As in past years, the Trump budget proposal would nearly double money for a voucher program and make equal contributions to the city’s traditional public school and charter sectors.
It also eliminates a federal scholarship program for college students from the District. The budget will be debated and changed by Congress before it is approved. In past years, Congress has restored the funding for the scholarships, known as Tuition Assistance Grants, or TAG.
The security fund has been one of the city’s top priorities because the District has seen more events since Trump took office, including hundreds of protests a year, a white-supremacist march and last year’s Fourth of July festivities that drew large crowds to the president’s speech and military display.
Bowser warned the president last fall that the security fund was on the verge of going bankrupt after the overhauled Fourth of July celebration cost the city government $1.7 million.
D.C. Del. Eleanor Holmes Norton (D) and Sen. Chris Van Hollen (D-Md.) helped the city secure an additional $6 million to avoid a deficit in the security fund, on top of the $12 million already appropriated. Local leaders want to maintain the funding at $18 million a year, especially with an election year looming and the prospect of more major demonstrations.
City officials say they are still owed more than $7 million for Trump’s 2017 inauguration.
Trump’s budget attempts to deliver on a campaign promise to expand the voucher program, which pays for low-income families in the nation’s capital to attend private and religious schools.

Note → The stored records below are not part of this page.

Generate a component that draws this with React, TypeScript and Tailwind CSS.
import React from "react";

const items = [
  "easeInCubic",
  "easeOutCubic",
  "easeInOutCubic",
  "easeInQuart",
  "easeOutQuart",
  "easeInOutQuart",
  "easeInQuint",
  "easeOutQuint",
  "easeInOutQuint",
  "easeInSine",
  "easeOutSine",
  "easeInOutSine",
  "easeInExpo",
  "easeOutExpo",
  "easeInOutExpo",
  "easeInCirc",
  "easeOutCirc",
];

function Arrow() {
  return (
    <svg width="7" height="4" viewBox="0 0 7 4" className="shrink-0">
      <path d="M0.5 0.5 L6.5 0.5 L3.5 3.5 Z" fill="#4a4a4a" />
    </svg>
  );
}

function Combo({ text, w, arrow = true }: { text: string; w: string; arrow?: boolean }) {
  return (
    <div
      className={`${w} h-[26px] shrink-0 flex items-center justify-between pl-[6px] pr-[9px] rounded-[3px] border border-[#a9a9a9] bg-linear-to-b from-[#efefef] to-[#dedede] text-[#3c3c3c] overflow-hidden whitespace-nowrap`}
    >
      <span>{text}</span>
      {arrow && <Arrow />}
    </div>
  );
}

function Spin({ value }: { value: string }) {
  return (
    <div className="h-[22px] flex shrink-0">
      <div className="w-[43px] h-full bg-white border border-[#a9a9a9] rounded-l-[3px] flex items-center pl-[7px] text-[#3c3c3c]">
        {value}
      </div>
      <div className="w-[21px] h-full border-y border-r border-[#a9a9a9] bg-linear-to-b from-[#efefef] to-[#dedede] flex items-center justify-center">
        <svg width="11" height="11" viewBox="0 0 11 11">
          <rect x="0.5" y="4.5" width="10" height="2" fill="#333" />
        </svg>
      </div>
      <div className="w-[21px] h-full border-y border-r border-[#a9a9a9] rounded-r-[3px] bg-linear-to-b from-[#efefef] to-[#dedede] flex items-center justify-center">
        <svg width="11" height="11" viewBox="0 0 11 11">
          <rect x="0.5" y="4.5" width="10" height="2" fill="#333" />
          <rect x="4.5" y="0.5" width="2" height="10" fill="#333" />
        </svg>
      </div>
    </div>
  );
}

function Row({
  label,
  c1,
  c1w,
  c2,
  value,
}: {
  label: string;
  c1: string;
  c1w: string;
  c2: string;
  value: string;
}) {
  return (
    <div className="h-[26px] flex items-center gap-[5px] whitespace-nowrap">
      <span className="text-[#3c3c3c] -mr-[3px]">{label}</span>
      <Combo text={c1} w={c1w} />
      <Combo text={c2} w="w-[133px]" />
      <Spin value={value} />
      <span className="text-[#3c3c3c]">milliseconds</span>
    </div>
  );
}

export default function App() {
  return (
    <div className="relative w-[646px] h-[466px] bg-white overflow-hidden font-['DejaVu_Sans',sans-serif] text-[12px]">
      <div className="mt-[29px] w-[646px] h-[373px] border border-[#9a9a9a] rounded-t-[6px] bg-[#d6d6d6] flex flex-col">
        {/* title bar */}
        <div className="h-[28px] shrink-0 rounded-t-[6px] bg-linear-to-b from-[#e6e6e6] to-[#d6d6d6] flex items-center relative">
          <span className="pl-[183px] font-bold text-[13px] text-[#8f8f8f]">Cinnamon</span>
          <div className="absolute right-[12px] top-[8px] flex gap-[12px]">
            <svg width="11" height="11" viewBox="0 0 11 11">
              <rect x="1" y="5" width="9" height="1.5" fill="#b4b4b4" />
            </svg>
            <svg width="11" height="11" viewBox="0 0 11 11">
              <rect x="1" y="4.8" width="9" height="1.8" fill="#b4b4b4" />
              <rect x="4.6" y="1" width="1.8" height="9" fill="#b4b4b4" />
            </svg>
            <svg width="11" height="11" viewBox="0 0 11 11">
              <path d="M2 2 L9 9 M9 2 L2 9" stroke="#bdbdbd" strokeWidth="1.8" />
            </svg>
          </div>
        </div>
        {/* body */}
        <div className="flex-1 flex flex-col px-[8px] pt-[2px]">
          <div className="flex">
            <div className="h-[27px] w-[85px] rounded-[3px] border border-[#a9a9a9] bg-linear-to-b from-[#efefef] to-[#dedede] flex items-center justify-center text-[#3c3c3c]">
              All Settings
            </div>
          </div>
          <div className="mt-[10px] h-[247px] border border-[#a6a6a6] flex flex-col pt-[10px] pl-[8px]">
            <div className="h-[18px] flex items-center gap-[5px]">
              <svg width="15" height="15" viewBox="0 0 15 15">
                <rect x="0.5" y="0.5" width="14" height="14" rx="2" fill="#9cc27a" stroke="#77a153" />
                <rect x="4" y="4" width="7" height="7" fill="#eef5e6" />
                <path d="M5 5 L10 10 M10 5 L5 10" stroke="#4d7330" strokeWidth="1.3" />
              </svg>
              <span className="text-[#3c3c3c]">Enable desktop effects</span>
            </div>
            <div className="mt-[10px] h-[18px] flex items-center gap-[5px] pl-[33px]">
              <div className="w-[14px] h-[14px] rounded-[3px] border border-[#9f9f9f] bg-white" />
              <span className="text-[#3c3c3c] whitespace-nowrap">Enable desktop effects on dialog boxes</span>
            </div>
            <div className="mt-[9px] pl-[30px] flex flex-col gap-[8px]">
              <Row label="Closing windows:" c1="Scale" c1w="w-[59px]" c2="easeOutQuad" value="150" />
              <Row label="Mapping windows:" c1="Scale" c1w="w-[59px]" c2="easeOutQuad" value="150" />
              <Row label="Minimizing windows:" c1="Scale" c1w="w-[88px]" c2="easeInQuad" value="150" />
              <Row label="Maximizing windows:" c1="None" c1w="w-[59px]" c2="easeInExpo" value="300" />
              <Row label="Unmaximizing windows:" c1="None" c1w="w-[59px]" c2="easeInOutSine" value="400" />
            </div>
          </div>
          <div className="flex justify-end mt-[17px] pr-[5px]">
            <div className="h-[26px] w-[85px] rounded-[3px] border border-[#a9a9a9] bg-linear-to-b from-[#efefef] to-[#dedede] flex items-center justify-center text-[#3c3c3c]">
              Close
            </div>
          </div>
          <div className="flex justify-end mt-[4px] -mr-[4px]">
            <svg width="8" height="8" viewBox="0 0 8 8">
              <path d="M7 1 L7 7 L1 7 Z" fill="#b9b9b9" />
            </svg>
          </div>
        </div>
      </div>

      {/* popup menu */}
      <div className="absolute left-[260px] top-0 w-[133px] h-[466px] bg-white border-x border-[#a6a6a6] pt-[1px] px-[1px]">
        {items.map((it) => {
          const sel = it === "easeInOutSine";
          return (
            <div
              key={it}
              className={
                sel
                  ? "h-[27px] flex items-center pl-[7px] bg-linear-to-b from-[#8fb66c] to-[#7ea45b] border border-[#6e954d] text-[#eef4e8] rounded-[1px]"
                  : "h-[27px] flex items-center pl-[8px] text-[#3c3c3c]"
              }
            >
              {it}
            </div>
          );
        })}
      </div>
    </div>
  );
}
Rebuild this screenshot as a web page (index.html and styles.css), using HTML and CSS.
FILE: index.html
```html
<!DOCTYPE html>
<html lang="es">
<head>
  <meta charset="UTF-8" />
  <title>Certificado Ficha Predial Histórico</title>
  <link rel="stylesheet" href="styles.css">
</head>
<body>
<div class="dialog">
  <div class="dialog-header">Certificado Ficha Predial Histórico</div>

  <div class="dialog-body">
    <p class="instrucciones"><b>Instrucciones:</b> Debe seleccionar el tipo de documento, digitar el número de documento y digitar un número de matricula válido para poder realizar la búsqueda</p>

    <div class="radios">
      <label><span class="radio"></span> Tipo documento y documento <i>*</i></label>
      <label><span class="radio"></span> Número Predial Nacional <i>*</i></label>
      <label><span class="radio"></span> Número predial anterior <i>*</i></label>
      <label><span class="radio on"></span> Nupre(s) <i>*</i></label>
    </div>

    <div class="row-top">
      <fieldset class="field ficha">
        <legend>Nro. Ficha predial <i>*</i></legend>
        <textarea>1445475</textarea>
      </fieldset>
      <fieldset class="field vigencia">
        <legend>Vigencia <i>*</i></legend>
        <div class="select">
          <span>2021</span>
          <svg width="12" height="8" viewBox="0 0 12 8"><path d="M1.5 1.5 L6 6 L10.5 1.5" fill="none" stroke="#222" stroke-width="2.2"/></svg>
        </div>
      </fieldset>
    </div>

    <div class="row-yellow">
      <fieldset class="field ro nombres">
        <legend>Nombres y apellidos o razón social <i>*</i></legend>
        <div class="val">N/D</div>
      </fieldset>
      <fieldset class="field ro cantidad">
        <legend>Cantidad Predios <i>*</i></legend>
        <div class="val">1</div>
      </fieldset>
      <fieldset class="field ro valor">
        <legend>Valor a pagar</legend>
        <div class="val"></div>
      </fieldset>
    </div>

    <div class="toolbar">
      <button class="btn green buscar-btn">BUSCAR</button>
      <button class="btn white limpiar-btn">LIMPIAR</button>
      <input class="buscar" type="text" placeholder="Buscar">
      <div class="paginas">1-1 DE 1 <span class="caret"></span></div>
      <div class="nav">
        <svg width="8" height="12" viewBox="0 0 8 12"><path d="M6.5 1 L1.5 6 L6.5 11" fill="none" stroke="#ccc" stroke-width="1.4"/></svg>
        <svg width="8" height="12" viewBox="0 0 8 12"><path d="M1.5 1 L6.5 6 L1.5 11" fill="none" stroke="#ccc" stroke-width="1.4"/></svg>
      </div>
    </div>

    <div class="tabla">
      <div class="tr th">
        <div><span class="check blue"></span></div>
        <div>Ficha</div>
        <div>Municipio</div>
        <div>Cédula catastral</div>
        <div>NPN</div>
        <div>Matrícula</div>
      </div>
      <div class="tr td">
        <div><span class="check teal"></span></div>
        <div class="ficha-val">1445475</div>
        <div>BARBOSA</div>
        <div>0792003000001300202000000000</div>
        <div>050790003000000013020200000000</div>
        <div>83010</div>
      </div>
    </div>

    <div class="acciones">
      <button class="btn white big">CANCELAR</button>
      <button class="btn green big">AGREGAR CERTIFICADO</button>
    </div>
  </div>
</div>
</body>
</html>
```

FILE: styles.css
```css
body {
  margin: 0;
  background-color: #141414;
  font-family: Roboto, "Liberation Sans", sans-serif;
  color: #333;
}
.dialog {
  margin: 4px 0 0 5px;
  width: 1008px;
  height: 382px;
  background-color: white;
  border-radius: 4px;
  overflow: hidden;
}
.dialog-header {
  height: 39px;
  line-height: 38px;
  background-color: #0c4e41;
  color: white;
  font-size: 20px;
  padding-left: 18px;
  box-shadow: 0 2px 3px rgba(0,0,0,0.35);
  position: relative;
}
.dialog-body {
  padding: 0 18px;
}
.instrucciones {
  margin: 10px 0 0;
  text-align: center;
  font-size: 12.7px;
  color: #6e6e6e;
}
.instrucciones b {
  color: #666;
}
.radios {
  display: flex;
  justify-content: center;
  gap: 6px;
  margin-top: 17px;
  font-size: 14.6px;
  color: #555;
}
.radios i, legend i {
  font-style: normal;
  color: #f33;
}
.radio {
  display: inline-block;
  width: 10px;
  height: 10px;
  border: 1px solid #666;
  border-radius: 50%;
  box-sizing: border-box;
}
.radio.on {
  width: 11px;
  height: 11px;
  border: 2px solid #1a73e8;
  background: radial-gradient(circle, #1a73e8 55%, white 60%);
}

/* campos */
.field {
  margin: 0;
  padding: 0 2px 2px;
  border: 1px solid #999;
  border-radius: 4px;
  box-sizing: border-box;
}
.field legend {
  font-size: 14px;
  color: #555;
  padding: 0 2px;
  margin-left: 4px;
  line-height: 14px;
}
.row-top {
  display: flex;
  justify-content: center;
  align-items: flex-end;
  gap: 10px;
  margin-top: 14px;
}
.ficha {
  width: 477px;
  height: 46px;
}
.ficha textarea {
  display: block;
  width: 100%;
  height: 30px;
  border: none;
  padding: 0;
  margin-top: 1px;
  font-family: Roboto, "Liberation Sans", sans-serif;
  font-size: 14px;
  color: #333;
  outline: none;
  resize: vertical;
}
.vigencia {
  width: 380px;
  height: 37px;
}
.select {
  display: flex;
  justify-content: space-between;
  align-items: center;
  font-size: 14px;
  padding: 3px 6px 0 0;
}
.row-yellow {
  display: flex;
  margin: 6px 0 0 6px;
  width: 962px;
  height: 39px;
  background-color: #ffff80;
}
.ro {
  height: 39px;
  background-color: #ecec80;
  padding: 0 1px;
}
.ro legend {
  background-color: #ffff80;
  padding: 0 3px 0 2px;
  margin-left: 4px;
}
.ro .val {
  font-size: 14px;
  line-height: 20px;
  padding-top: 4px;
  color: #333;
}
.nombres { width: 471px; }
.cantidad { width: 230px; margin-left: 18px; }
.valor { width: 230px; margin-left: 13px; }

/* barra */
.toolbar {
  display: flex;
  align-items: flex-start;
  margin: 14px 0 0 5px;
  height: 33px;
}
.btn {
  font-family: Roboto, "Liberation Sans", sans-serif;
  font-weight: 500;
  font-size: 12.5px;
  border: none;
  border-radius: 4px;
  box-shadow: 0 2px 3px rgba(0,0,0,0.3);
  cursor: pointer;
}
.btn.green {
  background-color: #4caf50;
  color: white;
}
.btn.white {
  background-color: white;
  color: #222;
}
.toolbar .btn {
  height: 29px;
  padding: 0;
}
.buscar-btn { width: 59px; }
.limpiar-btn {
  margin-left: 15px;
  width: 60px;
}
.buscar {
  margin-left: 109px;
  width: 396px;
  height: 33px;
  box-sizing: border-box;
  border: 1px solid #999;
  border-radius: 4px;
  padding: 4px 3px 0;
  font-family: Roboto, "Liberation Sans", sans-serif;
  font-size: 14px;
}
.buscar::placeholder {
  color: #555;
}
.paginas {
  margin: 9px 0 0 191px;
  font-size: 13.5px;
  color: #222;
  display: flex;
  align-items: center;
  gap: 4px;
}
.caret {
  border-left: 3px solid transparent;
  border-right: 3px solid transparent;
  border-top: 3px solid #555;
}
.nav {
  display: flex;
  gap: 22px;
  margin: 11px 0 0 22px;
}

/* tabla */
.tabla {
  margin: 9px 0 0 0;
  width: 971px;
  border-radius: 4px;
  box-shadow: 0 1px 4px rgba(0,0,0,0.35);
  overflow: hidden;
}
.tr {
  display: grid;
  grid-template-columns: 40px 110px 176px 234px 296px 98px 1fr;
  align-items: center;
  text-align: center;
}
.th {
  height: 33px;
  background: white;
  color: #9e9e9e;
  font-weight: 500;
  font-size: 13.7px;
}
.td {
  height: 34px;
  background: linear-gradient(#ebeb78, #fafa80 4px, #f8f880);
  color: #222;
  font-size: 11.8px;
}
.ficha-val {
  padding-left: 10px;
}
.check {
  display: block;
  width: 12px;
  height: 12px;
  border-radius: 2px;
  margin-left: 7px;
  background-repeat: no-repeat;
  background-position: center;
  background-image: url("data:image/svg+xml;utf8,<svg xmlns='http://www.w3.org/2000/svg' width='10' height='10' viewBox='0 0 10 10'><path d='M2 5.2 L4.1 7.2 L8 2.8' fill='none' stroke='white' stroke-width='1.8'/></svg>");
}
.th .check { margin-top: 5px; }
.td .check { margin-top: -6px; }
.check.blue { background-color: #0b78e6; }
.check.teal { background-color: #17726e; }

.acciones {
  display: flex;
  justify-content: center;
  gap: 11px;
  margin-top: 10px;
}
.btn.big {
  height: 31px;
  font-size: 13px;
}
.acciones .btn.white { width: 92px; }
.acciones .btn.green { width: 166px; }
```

The D.C. Opportunity Scholarship Program is the nation’s only federally funded voucher program. Its funding would increase from about $18 million to $30 million in the coming fiscal year. The administration proposed similar increases last year, but Congress approved a more modest jump of about $3 million.
Many city leaders, including Norton and the chair of the D.C. Council’s education committee, have spoken against the voucher program. But the Trump administration’s budget ties voucher funds to additional federal funding for charter schools and traditional public schools, leaving local leaders unable to forcefully speak against the voucher funding without the risk of sinking valuable dollars for public schools.
The Bowser administration official said the mayor’s office supports the changes as long as each sector receives the same level of funding.
The federal budget proposal maintains language that prevents the District from using its own dollars to regulate the sale of recreational marijuana and to subsidize abortions.
Despite that federal restriction, Bowser has called for the D.C. Council to move ahead with legislation to tax and regulate cannabis sales. The District currently allows possession of small amounts of marijuana but does not allow sales because of the federal restrictions.
In a statement, Bowser said she opposes the president’s cuts to federal social safety net programs including Medicaid and the Children’s Health Insurance Program.
“We need a White House that realizes that more and more Americans are unable to cover the cost of housing, food, and other basic necessities,” she said. “This budget is simply a shot across the bow at the middle class.”